Aim: Search the listing below for "page". Copy each matching line.

(A run of records)
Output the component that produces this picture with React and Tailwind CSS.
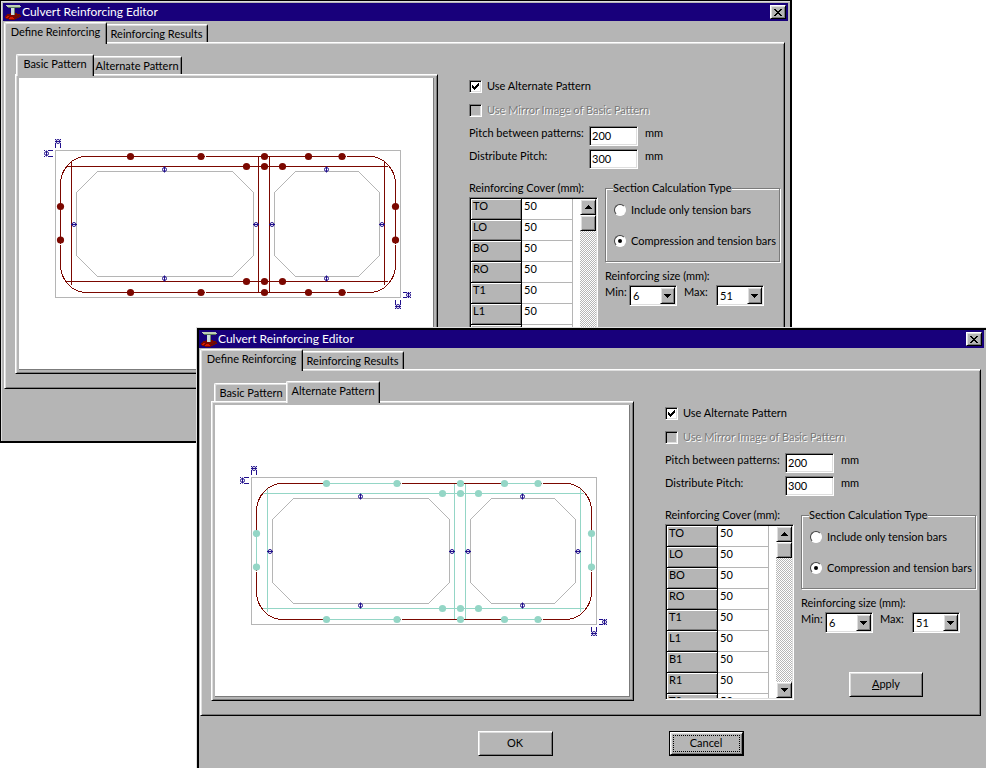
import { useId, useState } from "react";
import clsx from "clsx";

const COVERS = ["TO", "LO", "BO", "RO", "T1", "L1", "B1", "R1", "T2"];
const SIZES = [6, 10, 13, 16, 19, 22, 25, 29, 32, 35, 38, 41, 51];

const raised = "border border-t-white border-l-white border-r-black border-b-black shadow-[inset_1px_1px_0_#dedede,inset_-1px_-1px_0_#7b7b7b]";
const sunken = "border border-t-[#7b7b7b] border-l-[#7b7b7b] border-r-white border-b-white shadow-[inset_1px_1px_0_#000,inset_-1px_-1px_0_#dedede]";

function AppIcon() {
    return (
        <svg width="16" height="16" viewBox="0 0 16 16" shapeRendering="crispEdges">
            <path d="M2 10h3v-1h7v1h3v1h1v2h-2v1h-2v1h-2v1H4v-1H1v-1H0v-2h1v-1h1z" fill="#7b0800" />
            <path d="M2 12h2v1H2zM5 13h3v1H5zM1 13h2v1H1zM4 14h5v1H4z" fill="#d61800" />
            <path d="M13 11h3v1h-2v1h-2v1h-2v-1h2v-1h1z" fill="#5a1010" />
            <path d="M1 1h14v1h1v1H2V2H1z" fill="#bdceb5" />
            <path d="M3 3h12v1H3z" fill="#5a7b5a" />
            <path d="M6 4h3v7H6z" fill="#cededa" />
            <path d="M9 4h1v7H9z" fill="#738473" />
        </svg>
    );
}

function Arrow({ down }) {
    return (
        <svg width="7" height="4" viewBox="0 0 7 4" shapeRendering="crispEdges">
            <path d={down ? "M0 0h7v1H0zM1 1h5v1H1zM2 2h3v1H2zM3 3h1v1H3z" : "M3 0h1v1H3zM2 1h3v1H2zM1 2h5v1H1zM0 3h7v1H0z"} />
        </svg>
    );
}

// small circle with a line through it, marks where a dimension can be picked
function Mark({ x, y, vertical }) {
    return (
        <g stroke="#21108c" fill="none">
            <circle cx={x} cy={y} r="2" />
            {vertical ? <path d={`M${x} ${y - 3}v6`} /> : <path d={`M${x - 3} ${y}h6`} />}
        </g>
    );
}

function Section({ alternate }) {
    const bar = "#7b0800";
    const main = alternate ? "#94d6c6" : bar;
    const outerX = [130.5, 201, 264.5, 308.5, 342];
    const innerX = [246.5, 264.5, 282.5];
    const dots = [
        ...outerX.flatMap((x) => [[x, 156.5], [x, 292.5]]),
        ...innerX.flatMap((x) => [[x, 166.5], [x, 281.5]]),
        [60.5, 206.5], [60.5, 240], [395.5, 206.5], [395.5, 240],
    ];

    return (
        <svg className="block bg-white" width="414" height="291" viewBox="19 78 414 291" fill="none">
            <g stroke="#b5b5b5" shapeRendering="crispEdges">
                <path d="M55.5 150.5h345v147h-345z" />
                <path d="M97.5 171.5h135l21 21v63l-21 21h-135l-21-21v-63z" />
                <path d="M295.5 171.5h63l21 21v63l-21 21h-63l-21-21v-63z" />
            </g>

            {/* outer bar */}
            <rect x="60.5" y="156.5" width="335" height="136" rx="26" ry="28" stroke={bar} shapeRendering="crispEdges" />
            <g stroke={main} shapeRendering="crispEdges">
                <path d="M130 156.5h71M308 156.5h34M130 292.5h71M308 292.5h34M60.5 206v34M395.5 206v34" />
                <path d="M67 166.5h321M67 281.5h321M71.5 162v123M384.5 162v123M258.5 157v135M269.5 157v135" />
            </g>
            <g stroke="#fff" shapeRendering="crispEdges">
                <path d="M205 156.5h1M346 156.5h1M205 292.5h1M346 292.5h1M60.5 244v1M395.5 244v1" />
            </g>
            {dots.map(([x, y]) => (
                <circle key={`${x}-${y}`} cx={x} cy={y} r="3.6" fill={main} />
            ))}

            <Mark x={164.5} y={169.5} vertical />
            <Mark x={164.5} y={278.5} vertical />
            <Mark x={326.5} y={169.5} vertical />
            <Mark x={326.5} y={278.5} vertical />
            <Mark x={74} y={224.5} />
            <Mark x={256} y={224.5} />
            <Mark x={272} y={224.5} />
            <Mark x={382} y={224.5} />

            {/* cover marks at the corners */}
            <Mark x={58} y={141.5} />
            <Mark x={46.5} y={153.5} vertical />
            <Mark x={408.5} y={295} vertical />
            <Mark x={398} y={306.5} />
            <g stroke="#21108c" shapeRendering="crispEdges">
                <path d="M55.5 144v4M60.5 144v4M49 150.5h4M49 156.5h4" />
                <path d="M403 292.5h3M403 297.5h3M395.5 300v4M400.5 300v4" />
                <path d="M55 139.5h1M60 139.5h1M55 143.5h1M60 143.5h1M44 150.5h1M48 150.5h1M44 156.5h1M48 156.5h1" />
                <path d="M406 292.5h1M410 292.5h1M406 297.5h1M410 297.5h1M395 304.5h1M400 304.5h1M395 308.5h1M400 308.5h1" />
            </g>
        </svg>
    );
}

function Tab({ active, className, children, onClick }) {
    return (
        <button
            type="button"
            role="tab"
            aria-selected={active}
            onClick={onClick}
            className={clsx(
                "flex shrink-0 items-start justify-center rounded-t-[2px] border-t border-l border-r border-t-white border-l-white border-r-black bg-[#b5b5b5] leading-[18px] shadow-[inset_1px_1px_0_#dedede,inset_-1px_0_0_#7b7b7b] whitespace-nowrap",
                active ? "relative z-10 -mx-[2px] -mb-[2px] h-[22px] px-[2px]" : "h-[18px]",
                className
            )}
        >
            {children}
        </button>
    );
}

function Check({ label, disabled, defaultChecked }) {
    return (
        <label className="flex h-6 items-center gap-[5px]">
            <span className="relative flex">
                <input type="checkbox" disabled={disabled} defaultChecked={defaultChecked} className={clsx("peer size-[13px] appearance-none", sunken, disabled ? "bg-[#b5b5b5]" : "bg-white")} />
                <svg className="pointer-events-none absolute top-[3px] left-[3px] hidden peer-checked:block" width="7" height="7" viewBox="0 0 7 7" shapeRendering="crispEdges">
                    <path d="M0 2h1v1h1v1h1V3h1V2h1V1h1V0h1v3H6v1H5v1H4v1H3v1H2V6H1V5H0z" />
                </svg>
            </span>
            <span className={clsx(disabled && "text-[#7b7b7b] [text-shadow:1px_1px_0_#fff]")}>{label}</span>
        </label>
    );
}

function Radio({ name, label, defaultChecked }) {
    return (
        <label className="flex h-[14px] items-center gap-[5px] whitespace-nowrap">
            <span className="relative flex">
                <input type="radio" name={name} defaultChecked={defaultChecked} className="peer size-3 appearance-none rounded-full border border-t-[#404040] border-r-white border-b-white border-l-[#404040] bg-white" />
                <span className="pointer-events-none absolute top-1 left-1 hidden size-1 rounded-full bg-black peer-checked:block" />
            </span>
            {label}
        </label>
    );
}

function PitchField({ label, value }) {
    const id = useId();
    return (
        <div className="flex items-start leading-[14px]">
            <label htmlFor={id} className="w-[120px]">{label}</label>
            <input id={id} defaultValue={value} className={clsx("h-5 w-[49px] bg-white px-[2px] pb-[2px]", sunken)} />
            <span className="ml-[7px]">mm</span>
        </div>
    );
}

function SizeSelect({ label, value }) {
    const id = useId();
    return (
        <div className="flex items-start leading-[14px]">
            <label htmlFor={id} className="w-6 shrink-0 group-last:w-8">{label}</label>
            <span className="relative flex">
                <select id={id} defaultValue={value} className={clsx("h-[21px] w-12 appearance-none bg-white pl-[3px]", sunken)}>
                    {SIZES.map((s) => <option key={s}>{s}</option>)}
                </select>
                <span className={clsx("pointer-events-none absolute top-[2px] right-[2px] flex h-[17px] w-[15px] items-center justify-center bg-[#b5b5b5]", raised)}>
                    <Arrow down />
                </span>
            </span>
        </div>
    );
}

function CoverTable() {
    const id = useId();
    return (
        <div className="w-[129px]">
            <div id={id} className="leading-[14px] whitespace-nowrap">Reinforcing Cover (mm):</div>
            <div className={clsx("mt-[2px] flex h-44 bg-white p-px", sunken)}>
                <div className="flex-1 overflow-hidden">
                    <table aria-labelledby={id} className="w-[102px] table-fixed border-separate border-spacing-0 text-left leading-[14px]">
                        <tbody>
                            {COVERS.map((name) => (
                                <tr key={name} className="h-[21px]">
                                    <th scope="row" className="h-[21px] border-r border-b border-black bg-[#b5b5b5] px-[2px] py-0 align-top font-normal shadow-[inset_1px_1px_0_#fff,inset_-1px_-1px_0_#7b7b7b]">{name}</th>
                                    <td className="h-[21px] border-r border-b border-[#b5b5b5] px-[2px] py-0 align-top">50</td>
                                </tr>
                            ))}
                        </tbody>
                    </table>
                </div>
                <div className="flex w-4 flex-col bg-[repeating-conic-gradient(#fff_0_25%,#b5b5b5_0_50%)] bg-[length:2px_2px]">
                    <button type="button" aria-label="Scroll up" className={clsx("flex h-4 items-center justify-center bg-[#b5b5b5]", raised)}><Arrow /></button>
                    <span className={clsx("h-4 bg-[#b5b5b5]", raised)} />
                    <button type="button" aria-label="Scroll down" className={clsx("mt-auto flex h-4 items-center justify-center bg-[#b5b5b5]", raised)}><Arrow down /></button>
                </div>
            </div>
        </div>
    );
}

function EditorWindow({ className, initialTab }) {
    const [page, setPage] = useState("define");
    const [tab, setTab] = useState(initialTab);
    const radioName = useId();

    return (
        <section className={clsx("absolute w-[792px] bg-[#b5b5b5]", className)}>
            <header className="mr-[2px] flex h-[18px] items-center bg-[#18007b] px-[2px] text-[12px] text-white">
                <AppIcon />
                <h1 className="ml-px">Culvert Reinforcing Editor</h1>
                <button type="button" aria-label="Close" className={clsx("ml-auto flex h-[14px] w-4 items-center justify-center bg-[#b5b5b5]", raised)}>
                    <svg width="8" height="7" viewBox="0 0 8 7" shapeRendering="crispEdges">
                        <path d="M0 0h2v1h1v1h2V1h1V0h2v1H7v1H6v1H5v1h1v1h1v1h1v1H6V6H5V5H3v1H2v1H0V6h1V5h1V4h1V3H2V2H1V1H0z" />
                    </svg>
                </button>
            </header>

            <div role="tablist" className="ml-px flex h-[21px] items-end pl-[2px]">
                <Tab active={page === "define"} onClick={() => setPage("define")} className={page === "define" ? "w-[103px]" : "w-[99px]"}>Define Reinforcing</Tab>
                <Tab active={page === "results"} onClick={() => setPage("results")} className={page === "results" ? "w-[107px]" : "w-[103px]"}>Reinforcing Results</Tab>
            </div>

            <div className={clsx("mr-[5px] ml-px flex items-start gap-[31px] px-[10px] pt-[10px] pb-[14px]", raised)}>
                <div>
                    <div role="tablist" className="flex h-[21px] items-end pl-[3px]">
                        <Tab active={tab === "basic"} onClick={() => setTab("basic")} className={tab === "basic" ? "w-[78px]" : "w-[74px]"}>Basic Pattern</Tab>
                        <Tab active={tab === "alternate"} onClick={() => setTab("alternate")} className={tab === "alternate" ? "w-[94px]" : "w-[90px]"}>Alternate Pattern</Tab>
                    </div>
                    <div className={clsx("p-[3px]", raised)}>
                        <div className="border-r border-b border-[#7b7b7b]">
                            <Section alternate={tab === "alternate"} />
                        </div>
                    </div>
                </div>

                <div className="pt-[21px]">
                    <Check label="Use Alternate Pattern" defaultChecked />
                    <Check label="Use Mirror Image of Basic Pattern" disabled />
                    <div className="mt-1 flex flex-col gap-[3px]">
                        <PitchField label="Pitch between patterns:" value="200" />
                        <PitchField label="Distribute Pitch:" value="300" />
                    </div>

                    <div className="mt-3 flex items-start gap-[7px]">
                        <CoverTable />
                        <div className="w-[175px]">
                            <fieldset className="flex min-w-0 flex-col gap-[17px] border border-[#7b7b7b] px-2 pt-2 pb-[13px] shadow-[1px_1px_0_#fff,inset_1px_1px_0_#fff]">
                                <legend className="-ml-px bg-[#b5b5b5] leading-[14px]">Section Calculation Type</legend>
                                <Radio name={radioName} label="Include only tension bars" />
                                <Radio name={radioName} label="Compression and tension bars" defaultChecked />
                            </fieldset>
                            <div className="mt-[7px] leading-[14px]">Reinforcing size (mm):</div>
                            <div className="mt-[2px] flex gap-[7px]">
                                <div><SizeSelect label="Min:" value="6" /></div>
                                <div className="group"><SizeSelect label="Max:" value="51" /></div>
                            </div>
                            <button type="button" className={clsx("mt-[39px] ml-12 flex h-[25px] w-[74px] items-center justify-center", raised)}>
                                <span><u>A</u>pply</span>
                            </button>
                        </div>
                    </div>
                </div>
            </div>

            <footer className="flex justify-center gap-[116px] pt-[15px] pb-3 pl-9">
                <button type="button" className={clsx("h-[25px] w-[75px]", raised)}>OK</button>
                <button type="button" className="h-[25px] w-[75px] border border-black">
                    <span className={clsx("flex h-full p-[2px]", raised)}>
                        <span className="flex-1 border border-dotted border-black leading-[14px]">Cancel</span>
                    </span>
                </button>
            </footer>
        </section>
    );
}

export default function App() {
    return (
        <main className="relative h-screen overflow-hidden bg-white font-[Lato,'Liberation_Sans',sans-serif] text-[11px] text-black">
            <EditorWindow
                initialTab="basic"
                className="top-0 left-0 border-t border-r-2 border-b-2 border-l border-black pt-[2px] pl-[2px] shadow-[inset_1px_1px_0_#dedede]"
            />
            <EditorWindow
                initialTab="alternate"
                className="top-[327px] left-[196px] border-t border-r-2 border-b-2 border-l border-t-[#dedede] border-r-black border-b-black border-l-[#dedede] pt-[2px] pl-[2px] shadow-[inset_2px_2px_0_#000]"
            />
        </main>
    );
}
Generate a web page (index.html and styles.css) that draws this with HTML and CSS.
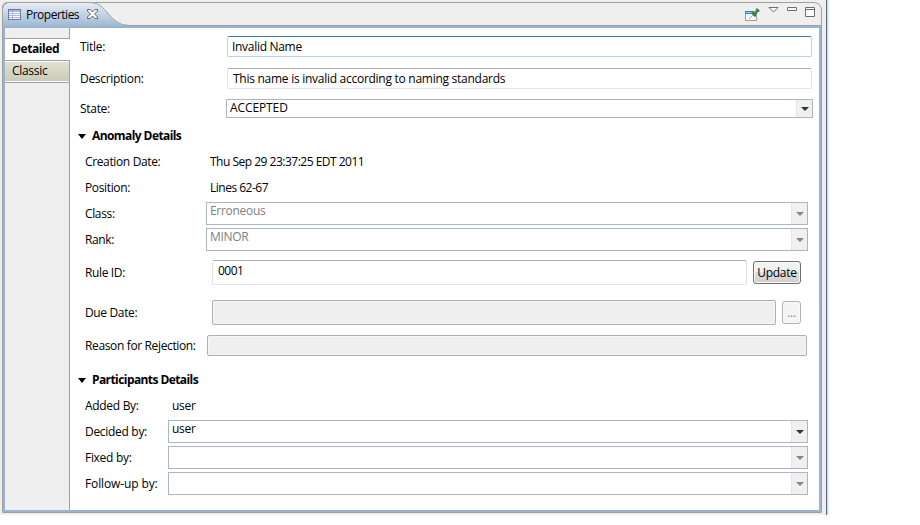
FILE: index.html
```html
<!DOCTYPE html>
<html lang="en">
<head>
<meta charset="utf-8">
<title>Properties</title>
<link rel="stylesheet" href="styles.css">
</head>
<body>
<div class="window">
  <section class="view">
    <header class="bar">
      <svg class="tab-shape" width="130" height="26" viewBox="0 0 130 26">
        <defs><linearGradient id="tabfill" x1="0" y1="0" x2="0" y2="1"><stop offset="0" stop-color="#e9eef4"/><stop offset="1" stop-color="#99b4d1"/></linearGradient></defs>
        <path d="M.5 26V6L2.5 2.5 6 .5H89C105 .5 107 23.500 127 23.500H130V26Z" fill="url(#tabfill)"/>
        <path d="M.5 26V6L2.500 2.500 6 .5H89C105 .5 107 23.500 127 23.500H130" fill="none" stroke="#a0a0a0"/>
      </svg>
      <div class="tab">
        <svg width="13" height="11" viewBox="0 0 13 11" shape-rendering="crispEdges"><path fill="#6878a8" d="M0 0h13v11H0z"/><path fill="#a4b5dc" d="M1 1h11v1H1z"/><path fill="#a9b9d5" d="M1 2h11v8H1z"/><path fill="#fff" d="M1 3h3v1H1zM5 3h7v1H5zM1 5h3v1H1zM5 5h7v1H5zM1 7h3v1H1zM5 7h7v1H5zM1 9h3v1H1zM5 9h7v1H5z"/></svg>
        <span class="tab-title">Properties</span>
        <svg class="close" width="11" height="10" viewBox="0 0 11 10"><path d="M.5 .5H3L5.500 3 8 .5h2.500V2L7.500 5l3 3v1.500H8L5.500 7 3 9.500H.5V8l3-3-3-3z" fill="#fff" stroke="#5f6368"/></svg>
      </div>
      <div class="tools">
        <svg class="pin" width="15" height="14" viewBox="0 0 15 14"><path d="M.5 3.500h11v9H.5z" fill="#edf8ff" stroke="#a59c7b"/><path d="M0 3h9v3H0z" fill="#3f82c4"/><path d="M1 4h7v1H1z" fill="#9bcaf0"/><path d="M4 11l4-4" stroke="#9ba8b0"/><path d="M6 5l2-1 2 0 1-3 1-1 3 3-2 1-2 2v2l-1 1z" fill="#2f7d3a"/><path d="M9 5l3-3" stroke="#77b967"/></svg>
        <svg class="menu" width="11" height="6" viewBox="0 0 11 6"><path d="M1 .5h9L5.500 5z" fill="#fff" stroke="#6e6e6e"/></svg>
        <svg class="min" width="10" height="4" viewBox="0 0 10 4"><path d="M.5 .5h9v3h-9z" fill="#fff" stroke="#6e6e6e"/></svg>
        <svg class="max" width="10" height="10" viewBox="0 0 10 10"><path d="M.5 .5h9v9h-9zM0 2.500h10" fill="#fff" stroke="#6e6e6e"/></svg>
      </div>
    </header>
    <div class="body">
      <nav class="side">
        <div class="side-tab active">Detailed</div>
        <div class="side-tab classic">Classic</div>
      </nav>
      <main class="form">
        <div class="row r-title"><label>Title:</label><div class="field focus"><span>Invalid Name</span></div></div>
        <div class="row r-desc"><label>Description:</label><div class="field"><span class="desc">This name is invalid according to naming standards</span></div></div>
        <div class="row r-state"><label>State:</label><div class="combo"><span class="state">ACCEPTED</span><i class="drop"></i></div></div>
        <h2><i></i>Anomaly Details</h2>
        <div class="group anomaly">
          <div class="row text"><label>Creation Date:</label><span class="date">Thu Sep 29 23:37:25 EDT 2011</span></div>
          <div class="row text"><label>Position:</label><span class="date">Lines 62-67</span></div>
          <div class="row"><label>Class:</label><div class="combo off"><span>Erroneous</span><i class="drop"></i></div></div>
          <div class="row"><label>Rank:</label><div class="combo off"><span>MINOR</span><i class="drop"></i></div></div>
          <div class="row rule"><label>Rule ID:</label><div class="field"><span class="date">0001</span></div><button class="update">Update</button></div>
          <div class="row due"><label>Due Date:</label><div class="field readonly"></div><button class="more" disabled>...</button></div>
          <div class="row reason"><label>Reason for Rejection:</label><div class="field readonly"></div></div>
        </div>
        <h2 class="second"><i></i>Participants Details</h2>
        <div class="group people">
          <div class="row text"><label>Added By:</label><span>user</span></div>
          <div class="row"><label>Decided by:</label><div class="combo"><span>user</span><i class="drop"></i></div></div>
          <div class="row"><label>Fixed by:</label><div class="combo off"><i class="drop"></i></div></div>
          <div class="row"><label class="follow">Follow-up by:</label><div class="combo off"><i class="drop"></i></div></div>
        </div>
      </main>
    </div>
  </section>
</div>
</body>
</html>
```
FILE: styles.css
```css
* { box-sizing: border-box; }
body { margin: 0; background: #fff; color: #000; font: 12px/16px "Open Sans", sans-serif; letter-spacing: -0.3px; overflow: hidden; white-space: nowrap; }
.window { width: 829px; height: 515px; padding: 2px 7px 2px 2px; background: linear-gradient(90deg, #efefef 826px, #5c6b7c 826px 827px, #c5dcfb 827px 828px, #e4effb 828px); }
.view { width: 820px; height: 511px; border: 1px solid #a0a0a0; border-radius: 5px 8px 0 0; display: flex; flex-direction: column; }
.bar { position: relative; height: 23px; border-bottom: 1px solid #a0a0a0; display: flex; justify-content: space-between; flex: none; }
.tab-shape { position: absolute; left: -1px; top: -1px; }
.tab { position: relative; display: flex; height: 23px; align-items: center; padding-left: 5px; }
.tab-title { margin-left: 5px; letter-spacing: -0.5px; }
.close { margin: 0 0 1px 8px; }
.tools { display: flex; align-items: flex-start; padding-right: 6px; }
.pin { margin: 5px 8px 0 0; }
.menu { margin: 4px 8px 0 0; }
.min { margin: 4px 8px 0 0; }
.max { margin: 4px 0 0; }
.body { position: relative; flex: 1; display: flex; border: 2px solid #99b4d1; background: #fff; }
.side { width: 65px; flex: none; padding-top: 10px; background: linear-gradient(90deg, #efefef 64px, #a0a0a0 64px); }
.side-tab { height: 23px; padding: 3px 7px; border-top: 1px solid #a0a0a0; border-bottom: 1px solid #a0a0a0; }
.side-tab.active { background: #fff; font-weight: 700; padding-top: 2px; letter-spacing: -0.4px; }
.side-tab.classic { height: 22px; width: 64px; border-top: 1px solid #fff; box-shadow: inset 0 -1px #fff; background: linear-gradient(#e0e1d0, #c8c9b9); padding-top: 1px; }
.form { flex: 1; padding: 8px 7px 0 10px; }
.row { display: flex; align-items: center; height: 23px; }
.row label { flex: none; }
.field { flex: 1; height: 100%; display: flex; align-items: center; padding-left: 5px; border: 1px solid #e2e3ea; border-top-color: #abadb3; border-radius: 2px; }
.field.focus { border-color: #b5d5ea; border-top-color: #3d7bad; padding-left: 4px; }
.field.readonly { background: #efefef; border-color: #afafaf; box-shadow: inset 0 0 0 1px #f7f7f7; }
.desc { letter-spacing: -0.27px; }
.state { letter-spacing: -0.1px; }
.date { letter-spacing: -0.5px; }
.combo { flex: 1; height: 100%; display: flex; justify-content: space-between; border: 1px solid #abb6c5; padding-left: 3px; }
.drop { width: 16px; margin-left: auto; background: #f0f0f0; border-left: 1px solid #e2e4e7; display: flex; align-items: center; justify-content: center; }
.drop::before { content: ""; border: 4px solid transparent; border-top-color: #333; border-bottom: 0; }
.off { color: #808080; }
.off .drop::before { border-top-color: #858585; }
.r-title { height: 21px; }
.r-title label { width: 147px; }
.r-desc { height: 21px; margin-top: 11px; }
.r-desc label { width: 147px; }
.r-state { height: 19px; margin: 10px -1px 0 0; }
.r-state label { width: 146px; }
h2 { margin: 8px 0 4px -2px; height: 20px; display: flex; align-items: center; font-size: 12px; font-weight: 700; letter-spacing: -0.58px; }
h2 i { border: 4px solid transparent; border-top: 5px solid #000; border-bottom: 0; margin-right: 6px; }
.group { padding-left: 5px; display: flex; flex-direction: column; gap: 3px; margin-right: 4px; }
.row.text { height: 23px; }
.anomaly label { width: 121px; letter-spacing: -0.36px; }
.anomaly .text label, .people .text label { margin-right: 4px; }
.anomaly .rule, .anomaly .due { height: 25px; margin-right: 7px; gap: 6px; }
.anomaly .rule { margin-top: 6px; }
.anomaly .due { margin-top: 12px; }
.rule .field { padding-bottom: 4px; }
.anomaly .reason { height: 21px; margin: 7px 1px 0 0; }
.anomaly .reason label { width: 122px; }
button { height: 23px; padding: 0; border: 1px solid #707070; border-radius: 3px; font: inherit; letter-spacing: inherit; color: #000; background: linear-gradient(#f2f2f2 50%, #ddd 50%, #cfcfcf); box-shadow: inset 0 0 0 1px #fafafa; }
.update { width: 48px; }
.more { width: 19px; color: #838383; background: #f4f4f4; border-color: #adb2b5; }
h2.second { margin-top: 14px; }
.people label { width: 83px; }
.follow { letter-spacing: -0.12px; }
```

Answer:
    const [page, setPage] = useState("define");
                <Tab active={page === "define"} onClick={() => setPage("define")} className={page === "define" ? "w-[103px]" : "w-[99px]"}>Define Reinforcing</Tab>
                <Tab active={page === "results"} onClick={() => setPage("results")} className={page === "results" ? "w-[107px]" : "w-[103px]"}>Reinforcing Results</Tab>
Generate a web page (index.html and styles.css) that draws this with HTML and CSS.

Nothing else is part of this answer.